During a Chiefs drive in the third quarter, we have Patrick Mahomes getting rid of the ball before the Bengals’ four-man rush gets home but Cincinnati has the top blanketed.

Incompletion, great coverage by the Bengals. Four defenders are blanketing the top; two stay with MVS, and no dice for Kansas City.

But here’s where Kansas City will burn you, though. On the next play, Marquez Valdes-Scantling runs the same route; that time, the secondary doesn’t have the extra help as Cincinnati rushed six, and Mahomes hooked up with MVS for 46 yards to convert a 3rd & 7.

Here’s an example of the drop eight that we saw work so well against the Bills on Sunday:

Cincinnati rushes three here, and Joseph Ossai gets Mahomes with an excellent second effort. In the freeze frame below, you’ll see that Cincinnati drops eight, but it’s seven in coverage, with Sam Hubbard acting as a spy.

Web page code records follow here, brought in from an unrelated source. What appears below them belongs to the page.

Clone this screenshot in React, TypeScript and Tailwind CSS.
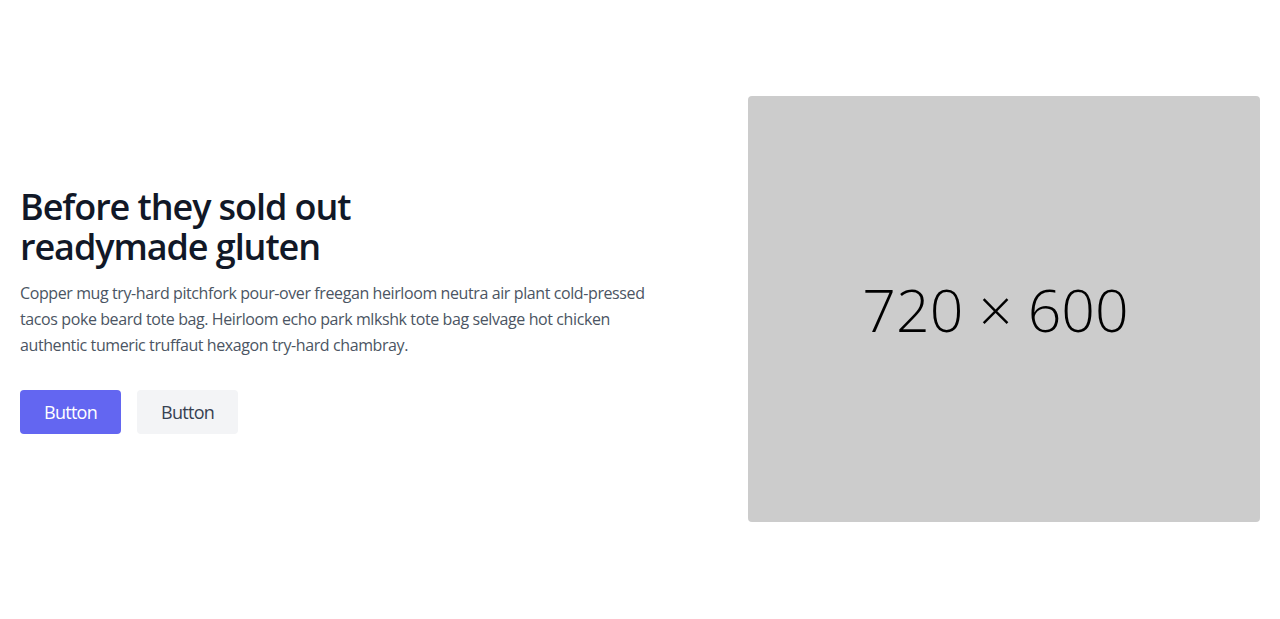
export default function App() {
  return (
    <section className="text-[#4b5563] bg-white font-['Open_Sans',sans-serif]">
      <div className="mx-auto flex items-center px-5 py-24">
        <div className="flex grow flex-col items-start pr-24 text-left">
          <h1 className="mt-[3px] mb-[13px] text-4xl font-semibold text-[#111827] tracking-[-0.03em]">
            Before they sold out
            <br />
            readymade gluten
          </h1>
          <p className="mb-8 text-[16px] leading-[26px] tracking-[-0.025em]">
            Copper mug try-hard pitchfork pour-over freegan heirloom neutra air plant cold-pressed tacos poke beard
            tote bag. Heirloom echo park mlkshk tote bag selvage hot chicken authentic tumeric truffaut hexagon
            try-hard chambray.
          </p>
          <div className="flex">
            <button className="inline-flex rounded border-0 bg-[#6366f1] px-6 py-2 text-lg tracking-[-0.04em] text-white">
              Button
            </button>
            <button className="ml-4 inline-flex rounded border-0 bg-[#f3f4f6] px-6 py-2 text-lg tracking-[-0.04em] text-[#374151]">
              Button
            </button>
          </div>
        </div>
        <div className="w-full max-w-lg shrink-0">
          <div className="flex h-[426px] w-full items-center justify-center rounded bg-[#cccccc] pr-[17px]">
            <span className="text-[59px] font-light text-black">720 × 600</span>
          </div>
        </div>
      </div>
    </section>
  )
}
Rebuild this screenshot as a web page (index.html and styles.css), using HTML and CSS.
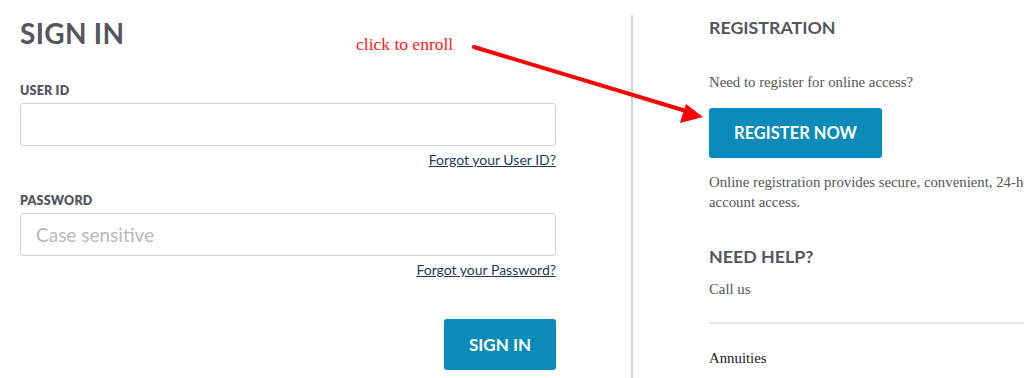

This was just an excellent game plan, and as we saw against Buffalo on Sunday, Lou Anarumo has more than a few of them.

Kelce MIA

Travis Kelce is the motor to the Chiefs’ offense these days. He’s Mahomes’ favorite receiver. His security blanket with Tyreek Hill now in Miami.

Kelce was a non-factor in this game, so the Chiefs were held to 349 yards in the loss. Kelce only caught four passes for 56 yards. His first catch didn’t come until the third quarter. And it was a dump down at the line that accounted for 20 of his 56 receiving yards.

Outside of the dump down, Kelce had three catches for 36 yards and no touchdowns.

Last week when Jacksonville failed to win with a four-man rush and brought extra help, Kelce ran free all day. That led to a record-setting 14-catch day for Kelce, which included two touchdowns.

Here’s a perfect example of the coverage benefits of the game plan and how it slowed the Chiefs down. Cincinnati rushes three and drops eight. You’ve got a corner and safety sealing off each side of the field, a DB in the middle, two more ready to dart at the shallow options, and you’ve got a linebacker taking Mahomes inside running lane away.

Pounding it with Perine

With Joe Mixon out with a concussion, Samaje Perine had a strong day for the Bengals. Perine carried the ball 21 times for 106 yards. He also caught six passes for 49 yards on the afternoon.

Perine was the conduit for the Bengals passing game against the Chiefs. More often than not, a chunk play through the air was preceded by Perine runs straight up the middle. Perine’s hard-nosed running up the middle forced Kansas City to stack the box. That opened up the middle of the field for the intermediate passing attack.

Almost all the Bengals chunk plays through the air came from passes over the middle or on an over route in which Burrow hit the open receiver coming past the hash marks to the sideline.